Folks we spoke with in Oregon said the smoke came from wildfires in California, so I asked Mark what he knew about them.

“I lost my home to one four years ago,” he said. “I used to live just a little outside Chico. It was up a long valley that was almost intact, except that it didn’t have wolves or bears. And the fire came and just completely burned it out. That fire burned 14,000 homes.”

I asked him if people were rebuilding after the fire or moving away.

“About twenty percent of my friends who lost their homes moved away. Some moved to Asheville, North Carolina. A whole bunch moved north into southern Oregon. Others are rebuilding.”

Rebuilding

“Losing our home to fire devastated me,” Mark says. “I felt totally destroyed. My friends would call and ask if they could come down and help, and I had to tell them, ‘please don’t come try to help. I just can’t deal with anyone right now.”

“We couldn’t figure out where to go, so we decided to stay. I’m in the rental property business, so my wife and I moved into a property that didn’t burn. We subdivided it so we could live in one half and rent out the other half.
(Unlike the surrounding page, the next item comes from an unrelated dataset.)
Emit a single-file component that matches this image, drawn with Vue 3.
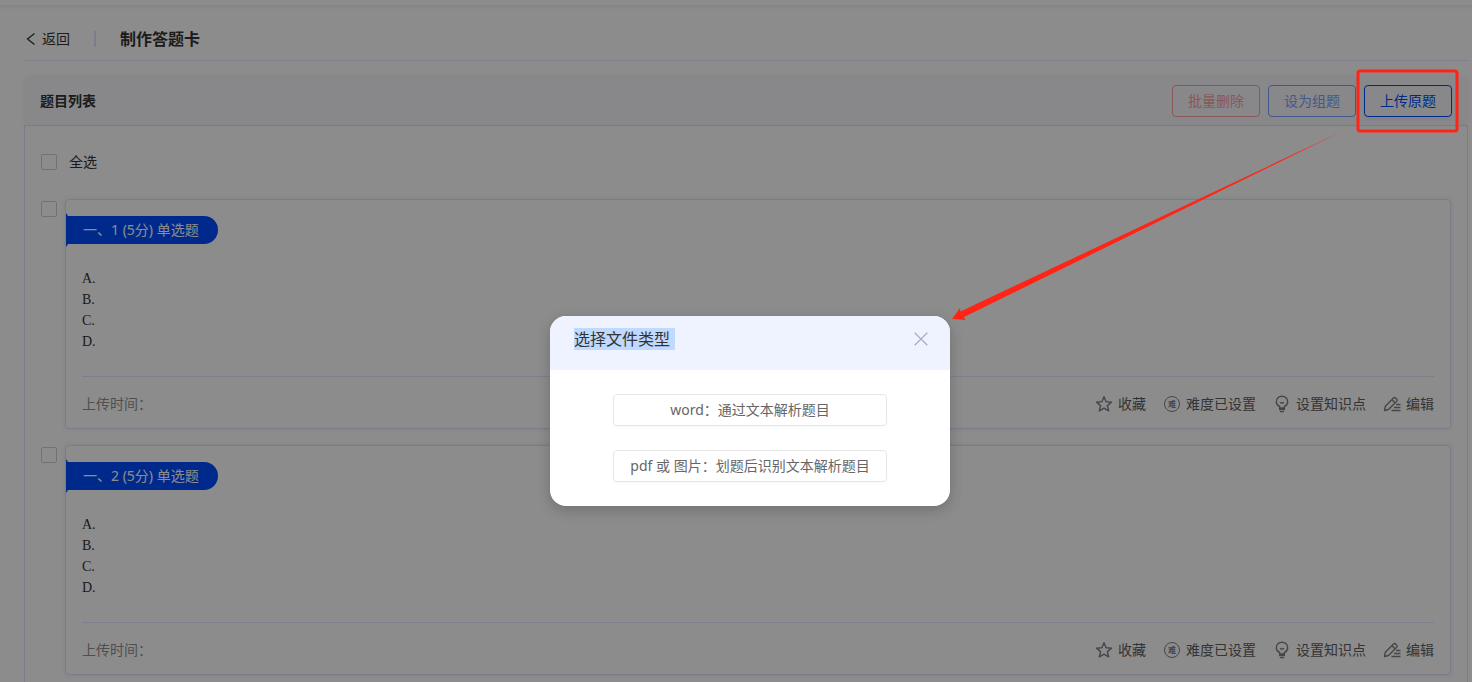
<script setup>
import { ref } from 'vue'

const allChecked = ref(false)
const questions = ref([
  { id: 1, title: '一、1 (5分) 单选题', checked: false },
  { id: 2, title: '一、2 (5分) 单选题', checked: false },
])
const options = ['A.', 'B.', 'C.', 'D.']
</script>

<template>
  <div class="page">
    <div class="topbar"></div>
    <main class="content">
      <header class="heading">
        <a class="back" href="#">
          <svg width="10" height="14" viewBox="0 0 10 14" fill="none" stroke="currentColor" stroke-width="1.3"><path d="M8.500 1.500L1.500 7l7 5.500" /></svg>
          返回
        </a>
        <span class="bar"></span>
        <h1>制作答题卡</h1>
      </header>

      <section class="panel">
        <div class="panel-head">
          <h2>题目列表</h2>
          <div class="tools">
            <button class="btn danger" type="button" disabled>批量删除</button>
            <button class="btn muted" type="button" disabled>设为组题</button>
            <button class="btn" type="button">上传原题</button>
          </div>
        </div>
        <div class="panel-body">
          <label class="all"><input v-model="allChecked" type="checkbox" />全选</label>
          <div v-for="q in questions" :key="q.id" class="row">
            <input v-model="q.checked" type="checkbox" :aria-label="q.title" />
            <article class="card">
              <div class="ribbon">{{ q.title }}</div>
              <div class="options">
                <div v-for="o in options" :key="o">{{ o }}</div>
              </div>
              <footer class="foot">
                <span class="time">上传时间：</span>
                <button class="action" type="button">
                  <svg width="18" height="18" viewBox="0 0 18 18" fill="none" stroke="currentColor" stroke-width="1.4" stroke-linejoin="round"><path d="M9 1.700l2.100 5 5.400.400-4.100 3.500 1.300 5.300L9 13.100l-4.700 2.800 1.300-5.300-4.100-3.500 5.400-.400z" /></svg>
                  收藏
                </button>
                <button class="action" type="button">
                  <span class="level">难</span>
                  难度已设置
                </button>
                <button class="action" type="button">
                  <svg width="18" height="18" viewBox="0 0 18 18" fill="none" stroke="currentColor" stroke-width="1.4"><path d="M6.600 13v-1.500C4.600 10.500 3.300 9 3.300 6.900a5.700 5.700 0 0 1 11.400 0c0 2.100-1.300 3.600-3.300 4.600V13zM6 14.500h6M7 16.600h4M7 7.300q2 1.700 4 0" /></svg>
                  设置知识点
                </button>
                <button class="action" type="button">
                  <svg width="18" height="18" viewBox="0 0 18 18" fill="none" stroke="currentColor" stroke-width="1.4" stroke-linejoin="round"><path d="M1.500 15.500l.8-4.200 8.200-8.200q1-1 2 0l1.200 1.200q1 1 0 2l-8.200 8.200zM9 4.700l3.200 3.200M13 9.500h4.500M11 12.500h6.500M8.500 15.500h9" /></svg>
                  编辑
                </button>
              </footer>
            </article>
          </div>
        </div>
      </section>
    </main>

    <div class="mask">
      <div class="dialog" role="dialog" aria-labelledby="dialog-title">
        <div class="dialog-head">
          <h3 id="dialog-title">选择文件类型</h3>
          <button class="close" type="button" aria-label="关闭">
            <svg width="14" height="14" viewBox="0 0 14 14" fill="none" stroke="currentColor" stroke-width="1.3"><path d="M.7.7l12.600 12.600M13.300.7L.7 13.300" /></svg>
          </button>
        </div>
        <div class="dialog-body">
          <button class="choice" type="button">word：通过文本解析题目</button>
          <button class="choice" type="button">pdf 或 图片：划题后识别文本解析题目</button>
        </div>
      </div>
    </div>

    <svg class="marks" width="520" height="340" viewBox="952 0 520 340" aria-hidden="true">
      <defs>
        <linearGradient id="tail" gradientUnits="userSpaceOnUse" x1="1350" y1="128" x2="1290" y2="156">
          <stop offset="0" stop-color="#ff2415" stop-opacity="0.6" />
          <stop offset="1" stop-color="#ff2415" />
        </linearGradient>
      </defs>
      <path d="M952 319l8-11 .5 3.500L1348 128.500 964 317l1.500 3z" fill="url(#tail)" />
      <rect x="1358" y="71" width="99" height="60" rx="2" fill="none" stroke="#ff2415" stroke-width="3" />
    </svg>
  </div>
</template>

<style>
html,
body {
  overflow: hidden;
}
</style>

<style scoped>
.page {
  position: relative;
  height: 100vh;
  overflow: hidden;
  background: #fff;
  color: #333;
  font: 14px/22px "Noto Sans", "Noto Sans CJK SC", sans-serif;
}
.page * {
  box-sizing: border-box;
}
button {
  font: inherit;
  margin: 0;
}
h1,
h2,
h3 {
  margin: 0;
}
.topbar {
  height: 5px;
  box-shadow: 0 1px 4px rgba(0, 0, 0, 0.12);
}
.content {
  padding: 12px 4px 0 24px;
}
.heading {
  display: flex;
  align-items: center;
  height: 44px;
  border-bottom: 1px solid #e6eaff;
}
.back {
  display: flex;
  align-items: center;
  gap: 6px;
  padding-left: 2px;
  color: inherit;
  text-decoration: none;
}
.bar {
  width: 2px;
  height: 16px;
  margin: 0 24px;
  background: #dfe5fa;
}
h1 {
  font-size: 16px;
  font-weight: 600;
}
.panel {
  margin-top: 15px;
}
.panel-head {
  display: flex;
  align-items: center;
  justify-content: space-between;
  height: 49px;
  padding: 0 16px;
  border-radius: 8px 8px 0 0;
  background: #f7f8fc;
  box-shadow: 0 0 4px rgba(30, 50, 90, 0.06);
}
h2 {
  font-size: 14px;
  font-weight: 600;
}
.tools {
  display: flex;
  gap: 8px;
}
.btn {
  width: 88px;
  height: 32px;
  padding: 0;
  border: 1px solid #004bff;
  border-radius: 4px;
  background: transparent;
  color: #004bff;
  box-shadow: 0 2px 4px rgba(0, 40, 120, 0.06);
}
.btn.muted {
  border-color: #7da0ff;
  color: #7da0ff;
  box-shadow: none;
}
.btn.danger {
  border-color: #fa9e9c;
  color: #fa9e9c;
  box-shadow: none;
}
.panel-body {
  height: 800px;
  padding: 25px 16px 0;
  border: 1px solid #dfe4fa;
}
input {
  appearance: none;
  flex: none;
  width: 16px;
  height: 16px;
  margin: 0;
  border: 1px solid #d0d0d0;
  border-radius: 2px;
}
.all {
  display: flex;
  align-items: center;
  gap: 12px;
  margin-bottom: 26px;
}
.row {
  display: flex;
  gap: 8px;
  margin-bottom: 16px;
}
.row input {
  margin-top: 2px;
}
.card {
  flex: 1;
  height: 230px;
  padding: 16px 16px 0;
  border: 1px solid #dfe4fa;
  border-radius: 4px;
  box-shadow: 0 0 5px rgba(30, 50, 120, 0.1);
}
.ribbon {
  position: relative;
  width: 152px;
  height: 28px;
  margin-left: -16px;
  padding-left: 17px;
  border-radius: 0 14px 14px 0;
  background: #004bff;
  color: #fff;
  line-height: 28px;
}
.ribbon::before {
  content: "";
  position: absolute;
  left: 0;
  top: -3px;
  width: 2px;
  height: 34px;
  background: #004bff;
  clip-path: polygon(0 0, 100% 3px, 100% 31px, 0 100%);
}
.options {
  height: 133px;
  padding-top: 24px;
  border-bottom: 1px solid #e3e8fc;
  font: 14px/21px "Liberation Serif", serif;
}
.foot {
  display: flex;
  align-items: center;
  gap: 17px;
  height: 54px;
}
.time {
  margin-right: auto;
  color: #909090;
}
.action {
  display: flex;
  align-items: center;
  gap: 5px;
  padding: 0;
  border: 0;
  background: none;
  color: #606060;
}
.action svg,
.level {
  color: #808080;
}
.level {
  width: 16px;
  height: 16px;
  margin: 0 1px;
  border: 1px solid currentColor;
  border-radius: 50%;
  font-size: 8px;
  font-weight: 700;
  line-height: 14px;
  text-align: center;
}
.mask {
  position: absolute;
  inset: 0;
  display: flex;
  align-items: flex-start;
  justify-content: center;
  padding: 316px 0 0 28px;
  background: rgba(0, 0, 0, 0.45);
}
.dialog {
  width: 400px;
  overflow: hidden;
  border-radius: 16px;
  background: #fff;
  box-shadow: 0 4px 14px rgba(0, 0, 0, 0.2);
}
.dialog-head {
  display: flex;
  align-items: flex-start;
  justify-content: space-between;
  height: 54px;
  padding: 12px 22px 0 24px;
  background: #eff3ff;
}
h3 {
  padding-right: 5px;
  background: #bfd9ff;
  font-size: 16px;
  font-weight: 400;
}
.close {
  display: flex;
  align-items: center;
  height: 22px;
  padding: 0;
  border: 0;
  background: none;
  color: #a3aec8;
}
.dialog-body {
  display: flex;
  flex-direction: column;
  align-items: center;
  gap: 24px;
  padding: 24px;
}
.choice {
  width: 274px;
  height: 32px;
  padding: 0;
  border: 1px solid #e6e6e6;
  border-radius: 4px;
  background: #fff;
  color: #666;
  box-shadow: 0 2px 2px rgba(0, 0, 0, 0.02);
}
.marks {
  position: absolute;
  top: 0;
  right: 0;
}
</style>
After I got finished rebuilding the house, I was so tired and burned out that I meditated for five weeks. I laid down and just lay there for five weeks. After the end of the fifth week, I thought, ‘I can either die or get up and get on with my life’, so I got up.”

“That was a transformational part of my life. I learned that we can get by with a lot less. We’re now living in 600 feet.”

How Fires Can Lead to Homelessness

I told Mark how we’d seen so many homeless people in southern Oregon and northern California.

“That became a real problem for us after the fire,” he said. “I saw first-hand how it worked. The neighborhood up the hill from us wasn’t great, but the people who lived there left us alone. When all those people’s homes burned in the fire, they had to find a new place to live.

“A lot of them couldn’t afford to rebuild, so we had a homeless camp behind our house for about two years after the fire,” he said. “At first, it was okay because I understood how many of those people had lost their homes in the fire. Then they started stealing everything. They stole the Welcome mat from in front of our front door. They stole electricity from our outlets. Finally, we had to put up a fence around our house. And then everyone in our neighborhood started putting fences around their houses.”

“I used to be an empathetic liberal,” he said, “but I’ve turned into a conservative liberal.”

Six Inches of Dust

I was born in Seattle, Washington, in 1968. I told Mark how I remember the Olympic Peninsula as being soggy, drippy, and wet. The trees were huge and covered in mossy green beards, and everything dripped.

“It’s not like that anymore,” he said. “They’re having a drought, and the rainforest is drying up. The discussion in the white water rafting community is how much longer there’ll be rivers to float on. Word is that if you want to float one of the big western white water rivers, you need to do it in the next ten years while there’s still water. After that, there won’t be enough water to float down them.”

“My raft weighs 2,000 pounds when it’s loaded up, so it needs a fair amount of water to float on. You can get by with less water with a kayak, which is why so many people are switching from rafts to kayaks.”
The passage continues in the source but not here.